Cork hurling slipping deeper into recession

As has become the modern way, it came via Twitter, a single paragraph from Eoin Cadogan (@cads3).

Cork hurling slipping deeper into recession

“I have decided to commit to the Cork Senior Football Panel exclusively for the 2013 season. I have taken this decision very reluctantly but after a period of reflection over the winter and a personal commitment to an education programme I will not be in a position this year to meet the demands of both codes. I would like to thank all those who have supported my dual commitments. I will be making no further comment on my decision.”

For Cork football manager Conor Counihan it will have come as a boost from the blue. For his hurling equivalent Jimmy Barry-Murphy, however, it is a massive blow, with another dual star opting against hurling.

Already there are several fledgling top-class hurlers who have committed to football — potential jewels such as Aidan Walsh, Ciarán Sheehan, Damien Cahalane and Colm O’Neill — but Cadogan falls into a different category.

Though he had been something of a project and was tried and struggled initially at full-back, Cadogan last year made the centre-back position his own.

There he had become an established member — indeed the defensive fulcrum — of the new-look Cork hurling team.

This year he would have been expected to take another step forward but...

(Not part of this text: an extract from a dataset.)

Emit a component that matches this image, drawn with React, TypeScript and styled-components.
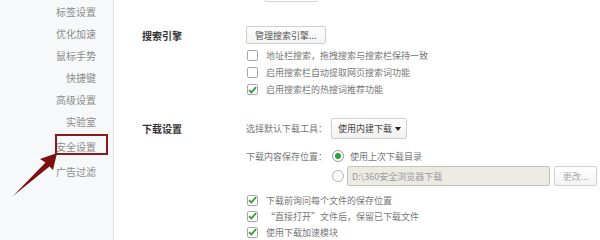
import styled, { createGlobalStyle } from "styled-components";

const GlobalStyle = createGlobalStyle`
  html, body {
    margin: 0;
    padding: 0;
    background: #ffffff;
    font-family: "Noto Sans CJK SC", "Noto Sans", sans-serif;
  }
`;

const Page = styled.div`
  position: relative;
  display: flex;
  width: 600px;
  height: 240px;
  overflow: hidden;
  background: #ffffff;
`;

const Sidebar = styled.div`
  width: 114px;
  flex-shrink: 0;
  background: #f7f8fa;
  border-right: 1px solid #e5e6e9;
  display: flex;
  flex-direction: column;
  align-items: flex-end;
  padding-right: 17px;
  box-sizing: border-box;
`;

const NavItem = styled.div<{ $tall?: boolean }>`
  height: ${(p) => (p.$tall ? "28px" : "22px")};
  display: flex;
  align-items: center;
  font-size: 10px;
  color: #8c8c8c;
  white-space: nowrap;
`;

const Main = styled.div`
  flex: 1;
  display: flex;
  flex-direction: column;
  padding-left: 28px;
`;

const Stub = styled.div`
  margin-left: 122px;
  width: 54px;
  height: 2px;
  border: 1px solid #d4d4d4;
  border-top: none;
  border-radius: 0 0 2px 2px;
  box-sizing: border-box;
`;

const Section = styled.div<{ $top: number }>`
  display: grid;
  grid-template-columns: 104px 1fr;
  margin-top: ${(p) => p.$top}px;
`;

const SectionLabel = styled.div<{ $h: number }>`
  height: ${(p) => p.$h}px;
  display: flex;
  align-items: center;
  font-size: 10px;
  font-weight: bold;
  color: #333;
  white-space: nowrap;
`;

const Content = styled.div`
  display: flex;
  flex-direction: column;
`;

const Button = styled.div<{ $muted?: boolean; $w?: number }>`
  height: 18px;
  ${(p) => (p.$w ? `width: ${p.$w}px;` : "padding: 0 8px;")}
  display: flex;
  align-items: center;
  justify-content: center;
  box-sizing: border-box;
  border: 1px solid #cfcfcf;
  border-radius: 2px;
  background: linear-gradient(#ffffff, #f3f3f3);
  font-size: 9px;
  color: ${(p) => (p.$muted ? "#a8a8a8" : "#555")};
  white-space: nowrap;
  align-self: flex-start;
`;

const OptionList = styled.div<{ $top: number }>`
  display: flex;
  flex-direction: column;
  margin-top: ${(p) => p.$top}px;
`;

const Option = styled.div<{ $h: number }>`
  height: ${(p) => p.$h}px;
  display: flex;
  align-items: center;
  gap: 8px;
  padding-left: 1px;
  font-size: 9px;
  color: #777;
  white-space: nowrap;
`;

const Box = styled.span`
  width: 11px;
  height: 11px;
  box-sizing: border-box;
  border: 1px solid #a9a9a9;
  border-radius: 2px;
  background: #fff;
  display: flex;
  align-items: center;
  justify-content: center;
  flex-shrink: 0;
`;

const Field = styled.div<{ $h: number; $top?: number; $indent?: boolean }>`
  height: ${(p) => p.$h}px;
  margin-top: ${(p) => p.$top ?? 0}px;
  display: flex;
  align-items: center;
  padding-left: ${(p) => (p.$indent ? "86px" : "0")};
  font-size: 9px;
  color: #777;
  white-space: nowrap;
`;

const FieldLabel = styled.span`
  width: 85px;
  flex-shrink: 0;
`;

const Select = styled.div`
  height: 21px;
  width: 76px;
  box-sizing: border-box;
  border: 1px solid #cfcfcf;
  border-radius: 2px;
  background: linear-gradient(#ffffff, #f2f2f2);
  display: flex;
  align-items: center;
  justify-content: space-between;
  padding: 0 5px 0 6px;
  color: #444;
  font-size: 9px;
`;

const Caret = styled.span`
  width: 0;
  height: 0;
  border-left: 3px solid transparent;
  border-right: 3px solid transparent;
  border-top: 4px solid #222;
`;

const Radio = styled.span<{ $on?: boolean }>`
  width: 12px;
  height: 12px;
  box-sizing: border-box;
  margin-left: 1px;
  border: 1px solid ${(p) => (p.$on ? "#9a9a9a" : "#b4b4b4")};
  border-radius: 50%;
  background: #fff;
  display: flex;
  align-items: center;
  justify-content: center;
  flex-shrink: 0;
  &::after {
    content: "";
    width: 6px;
    height: 6px;
    border-radius: 50%;
    background: ${(p) => (p.$on ? "#2ba52b" : "transparent")};
  }
`;

const RadioText = styled.span`
  margin-left: 6px;
`;

const PathInput = styled.div`
  margin-left: 3px;
  width: 203px;
  height: 20px;
  box-sizing: border-box;
  border: 1px solid #c4c4c0;
  border-radius: 2px;
  background: #ebebe4;
  display: flex;
  align-items: center;
  padding-left: 4px;
  color: #9a9a9a;
  font-size: 9px;
`;

const ChangeBtn = styled(Button)`
  height: 20px;
  margin-left: 4px;
`;

const Highlight = styled.div`
  position: absolute;
  left: 55px;
  top: 134px;
  width: 53px;
  height: 21px;
  box-sizing: border-box;
  border: 2px solid #8b1a1a;
`;

const Arrow = styled.svg`
  position: absolute;
  left: 0;
  top: 0;
`;

const Check = () => (
  <svg width="9" height="8" viewBox="0 0 9 8">
    <path d="M1 4.2 L3.4 6.5 L8 1.2" fill="none" stroke="#2f9e2f" strokeWidth="1.8" />
  </svg>
);

const CheckOption = ({ on, h, text }: { on?: boolean; h: number; text: string }) => (
  <Option $h={h}>
    <Box>{on && <Check />}</Box>
    <span>{text}</span>
  </Option>
);

export default function App() {
  return (
    <Page>
      <GlobalStyle />
      <Sidebar>
        <NavItem>标签设置</NavItem>
        <NavItem>优化加速</NavItem>
        <NavItem>鼠标手势</NavItem>
        <NavItem>快捷键</NavItem>
        <NavItem>高级设置</NavItem>
        <NavItem>实验室</NavItem>
        <NavItem $tall>安全设置</NavItem>
        <NavItem>广告过滤</NavItem>
      </Sidebar>
      <Main>
        <Stub />
        <Section $top={24}>
          <SectionLabel $h={18}>搜索引擎</SectionLabel>
          <Content>
            <Button>管理搜索引擎...</Button>
            <OptionList $top={3}>
              <CheckOption h={17} text="地址栏搜索，拖拽搜索与搜索栏保持一致" />
              <CheckOption h={17} text="启用搜索栏自动提取网页搜索词功能" />
              <CheckOption h={17} on text="启用搜索栏的热搜词推荐功能" />
            </OptionList>
          </Content>
        </Section>
        <Section $top={20}>
          <SectionLabel $h={21}>下载设置</SectionLabel>
          <Content>
            <Field $h={21}>
              <FieldLabel>选择默认下载工具：</FieldLabel>
              <Select>
                <span>使用内建下载</span>
                <Caret />
              </Select>
            </Field>
            <Field $h={20} $top={7}>
              <FieldLabel>下载内容保存位置：</FieldLabel>
              <Radio $on />
              <RadioText>使用上次下载目录</RadioText>
            </Field>
            <Field $h={20}>
              <FieldLabel />
              <Radio />
              <PathInput>D:\360安全浏览器下载</PathInput>
              <ChangeBtn $muted $w={43}>更改...</ChangeBtn>
            </Field>
            <OptionList $top={6}>
              <CheckOption h={16} on text="下载前询问每个文件的保存位置" />
              <CheckOption h={16} on text="“直接打开”文件后，保留已下载文件" />
              <CheckOption h={16} on text="使用下载加速模块" />
            </OptionList>
          </Content>
        </Section>
      </Main>
      <Highlight />
      <Arrow width="70" height="210" viewBox="0 0 70 210">
        <polygon points="57,153 53,170 49.5,166.5 13,196 45.5,162.5 40,159" fill="#7d1010" />
      </Arrow>
    </Page>
  );
}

There can be no arguing with Cadogan’s decision. It’s become well-nigh impossible even at the best of times nowadays for anyone to operate at the top level in both codes. Remember those players are not being pulled in just two directions; with a club also to keep happy they’re being pulled in four and when you add in Eoin’s ‘personal commitment to an education programme’ for the coming year, it simply wasn’t on.

Doubtless though, for dedicated Cork hurling supporters, this is a major blow. It speaks too of the growing attraction to the best of our dual stars of the big-ball game.

There was a time, and not too long ago, when it would have been almost unthinkable for any Cork dual star to choose football over hurling. Even Jimmy Barry-Murphy himself — an outstanding footballer — gave up the former for the latter. Those times they have a-changed, however, and Cadogan’s choice is just further proof.

It leaves Barry-Murphy and his co-selectors now in a major bind — who will play centre-back? William Egan has played there with distinction at underage and is a possibility but that then leaves a void on the wing.

There will be many who will be calling for a return to the fold of the apparently out-of-favour John Gardiner, perhaps also the retired Seán Óg Ó hAilpín, and there is no question but that both still have plenty to offer.

If they’re to be more adventurous though, with an eye to the future, the management could go for yet another Na Piarsaigh player, last year’s U21 star Christopher Joyce, still eligible for that grade this year.

No matter who they go for, it’s a problem Cork hurling could have done without. With Kilkenny having raised the bar so high, Tipperary following, now Galway getting in on the act; with Limerick and Clare making strides, Waterford also more successful than Cork at underage in recent years, the county that had led the pack for decades is now behind.

Jimmy Barry-Murphy had led a young Cork side to All-Ireland success in 1999 but had been out of the scene for nearly a decade when he was appointed to take over from Denis Walsh in late 2011. The hope was that he would again work his magic with the current crop and last year the team had taken steps in the right direction — baby steps admittedly, but definite progress. Now Cadogan’s defection has the potential to undo all that good.